▶ [Aim of the exercise]: Your task is to copy the listing exactly, with the pictures left out.
-*-
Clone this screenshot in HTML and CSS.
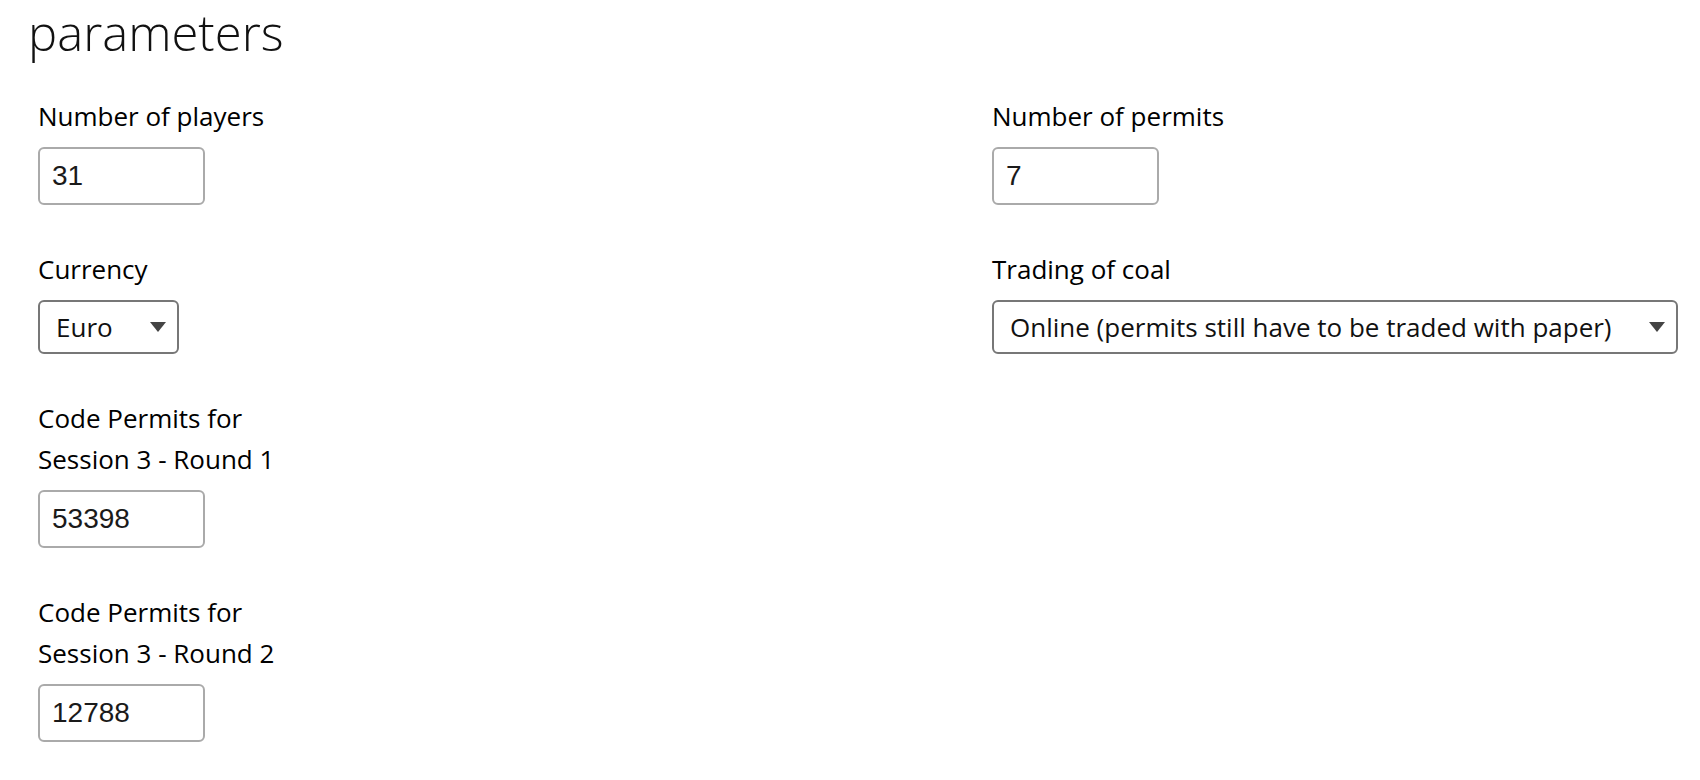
FILE: index.html
```html
<!DOCTYPE html>
<html lang="en">
<head>
<meta charset="utf-8">
<title>parameters</title>
<link rel="stylesheet" href="styles.css">
</head>
<body>
<div class="page">
  <h1 class="title">parameters</h1>
  <form class="grid">
    <div class="field">
      <label class="label" for="players">Number of players</label>
      <input class="num" id="players" type="text" value="31">
    </div>
    <div class="field">
      <label class="label" for="permits">Number of permits</label>
      <input class="num" id="permits" type="text" value="7">
    </div>
    <div class="field">
      <label class="label" for="currency">Currency</label>
      <span class="select-wrap">
        <select class="select" id="currency">
          <option>Euro</option>
        </select>
        <svg class="arrow" width="16" height="10" viewBox="0 0 16 10"><path d="M0 0 H16 L8 10 Z" fill="#444"/></svg>
      </span>
    </div>
    <div class="field">
      <label class="label" for="trading">Trading of coal</label>
      <span class="select-wrap">
        <select class="select" id="trading">
          <option>Online (permits still have to be traded with paper)</option>
        </select>
        <svg class="arrow" width="16" height="10" viewBox="0 0 16 10"><path d="M0 0 H16 L8 10 Z" fill="#444"/></svg>
      </span>
    </div>
    <div class="field">
      <label class="label" for="code1">Code Permits for Session 3 - Round 1</label>
      <input class="num" id="code1" type="text" value="53398">
    </div>
    <div class="field"></div>
    <div class="field">
      <label class="label" for="code2">Code Permits for Session 3 - Round 2</label>
      <input class="num" id="code2" type="text" value="12788">
    </div>
  </form>
</div>
</body>
</html>
```

FILE: styles.css
```css
html, body {
  margin: 0;
  padding: 0;
  background: #fff;
}

.page {
  padding-left: 28px;
  font-family: "Open Sans", "Liberation Sans", sans-serif;
  color: #000;
}

.title {
  margin: 0;
  font-family: "Open Sans", sans-serif;
  font-weight: 300;
  font-size: 49px;
  line-height: 64px;
  color: #111;
}

.grid {
  display: grid;
  grid-template-columns: 954px 1fr;
  row-gap: 44px;
  padding-left: 10px;
  margin: 32px 0 0 0;
}

.field {
  display: flex;
  flex-direction: column;
  align-items: flex-start;
}

.label {
  font-size: 26px;
  line-height: 41px;
  max-width: 270px;
  margin-bottom: 10px;
  color: #000;
}

.num {
  box-sizing: border-box;
  width: 167px;
  height: 58px;
  border: 2px solid #aaa;
  border-radius: 6px;
  padding: 0 12px;
  font-family: "Liberation Sans", Arial, sans-serif;
  font-size: 28px;
  color: #1a1a1a;
  background: #fff;
  outline: none;
}

.select-wrap {
  position: relative;
  display: inline-block;
}

.select {
  -webkit-appearance: none;
  appearance: none;
  box-sizing: border-box;
  height: 54px;
  border: 2px solid #777;
  border-radius: 6px;
  padding: 0 64px 0 16px;
  font-family: "Open Sans", sans-serif;
  font-size: 26px;
  color: #111;
  background: #fff;
  outline: none;
}

.arrow {
  position: absolute;
  right: 13px;
  top: 22px;
  pointer-events: none;
}
```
-*-
▶ [Answer]:
Clone this screenshot in HTML and CSS.
FILE: index.html
```html
<!DOCTYPE html>
<html lang="en">
<head>
<meta charset="utf-8">
<title>parameters</title>
<link rel="stylesheet" href="styles.css">
</head>
<body>
<div class="page">
  <h1 class="title">parameters</h1>
  <form class="grid">
    <div class="field">
      <label class="label" for="players">Number of players</label>
      <input class="num" id="players" type="text" value="31">
    </div>
    <div class="field">
      <label class="label" for="permits">Number of permits</label>
      <input class="num" id="permits" type="text" value="7">
    </div>
    <div class="field">
      <label class="label" for="currency">Currency</label>
      <span class="select-wrap">
        <select class="select" id="currency">
          <option>Euro</option>
        </select>
        <svg class="arrow" width="16" height="10" viewBox="0 0 16 10"><path d="M0 0 H16 L8 10 Z" fill="#444"/></svg>
      </span>
    </div>
    <div class="field">
      <label class="label" for="trading">Trading of coal</label>
      <span class="select-wrap">
        <select class="select" id="trading">
          <option>Online (permits still have to be traded with paper)</option>
        </select>
        <svg class="arrow" width="16" height="10" viewBox="0 0 16 10"><path d="M0 0 H16 L8 10 Z" fill="#444"/></svg>
      </span>
    </div>
    <div class="field">
      <label class="label" for="code1">Code Permits for Session 3 - Round 1</label>
      <input class="num" id="code1" type="text" value="53398">
    </div>
    <div class="field"></div>
    <div class="field">
      <label class="label" for="code2">Code Permits for Session 3 - Round 2</label>
      <input class="num" id="code2" type="text" value="12788">
    </div>
  </form>
</div>
</body>
</html>
```

FILE: styles.css
```css
html, body {
  margin: 0;
  padding: 0;
  background: #fff;
}

.page {
  padding-left: 28px;
  font-family: "Open Sans", "Liberation Sans", sans-serif;
  color: #000;
}

.title {
  margin: 0;
  font-family: "Open Sans", sans-serif;
  font-weight: 300;
  font-size: 49px;
  line-height: 64px;
  color: #111;
}

.grid {
  display: grid;
  grid-template-columns: 954px 1fr;
  row-gap: 44px;
  padding-left: 10px;
  margin: 32px 0 0 0;
}

.field {
  display: flex;
  flex-direction: column;
  align-items: flex-start;
}

.label {
  font-size: 26px;
  line-height: 41px;
  max-width: 270px;
  margin-bottom: 10px;
  color: #000;
}

.num {
  box-sizing: border-box;
  width: 167px;
  height: 58px;
  border: 2px solid #aaa;
  border-radius: 6px;
  padding: 0 12px;
  font-family: "Liberation Sans", Arial, sans-serif;
  font-size: 28px;
  color: #1a1a1a;
  background: #fff;
  outline: none;
}

.select-wrap {
  position: relative;
  display: inline-block;
}

.select {
  -webkit-appearance: none;
  appearance: none;
  box-sizing: border-box;
  height: 54px;
  border: 2px solid #777;
  border-radius: 6px;
  padding: 0 64px 0 16px;
  font-family: "Open Sans", sans-serif;
  font-size: 26px;
  color: #111;
  background: #fff;
  outline: none;
}

.arrow {
  position: absolute;
  right: 13px;
  top: 22px;
  pointer-events: none;
}
```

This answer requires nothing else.